The entry of important actors from outside the industry – a process already underway – can have major effects on the sector’s market structure. The market is gradually expanding in the direction of complex, interconnected, high-tech, and automated services. Here, well-financed and technologically-leading generalists that can offer a standardized global service strategy will be in a position to solidify their competitive advantages.

New business models
The opportunity for real estate service providers is that they currently sit at the data source. If done right, they can enjoy a competitive advantage in setting up data-driven services and staying in contact with users, owners, and the property itself. But what would this business model look like?

Most likely, it would focus on combining information at the building, service, and market levels. With the rising prevalence of BIM, along with sensors in systems engineering and in rental spaces, increasing amounts of data will appear. This data will contain insights about the operation, capacity utilization, and condition of the building and the systems installed in the building.

As a result, owners and users will increasingly expect preemptive detection of technical malfunctions. Real estate service providers also will have to guarantee the building’s reliability of performance as a minimum requirement. At the service level, providers can bundle a customized service package by means of data analysis. This can be a more effective way to look after real estate users and owners. It can also be a more efficient way to arrange service delivery (versus customized maintenance intervals and optimized route planning).

In general, providers will have to determine who uses what, and how, in a way that serves users and owners while shoring up the competitive position of today’s real estate managers. In addition to cost- and benefit-optimized use of real estate for customers, different operator models can be simulated in detail based on data analysis before a purchase decision, with crucial parameters related to financing and marketing as part of the analysis.

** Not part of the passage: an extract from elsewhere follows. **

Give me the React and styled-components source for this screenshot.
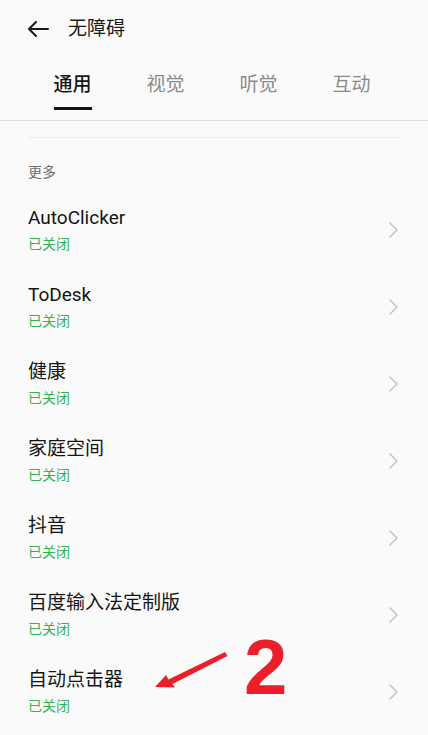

In the future, with the complete networking of property, it may be possible to carry out technical due diligence reviews semi-automatically since the technical history and the current condition of the components can be generated automatically via BIM. Reviews from technicians, lawyers, and advisors – not to mention uncertainty on the parts of both buyers and sellers – can be reduced to a minimum, with real estate service providers potentially taking up some of the effort directly.

A strategic partner to owner and users
Real estate service providers – the ones who deliver user-centric services and defect-free buildings – are looking after satisfied customers. They can use insights from their data to help their actual customers, the real estate owners. In fact, besides its ability to increase customer satisfaction, lower turnover rates, and reduce cost, a capacity for structured data analysis can help to position providers as a strategic partner in optimizing and stabilizing returns.

This kind of partnership is essential to tomorrow’s real estate service providers. Along with owners and users, they will be responsible for the quality and effectiveness of technology and strategic concepts. This means a higher bar for performance but also an opportunity to improve margins. It’s likely that performance-based remuneration for services will become an option.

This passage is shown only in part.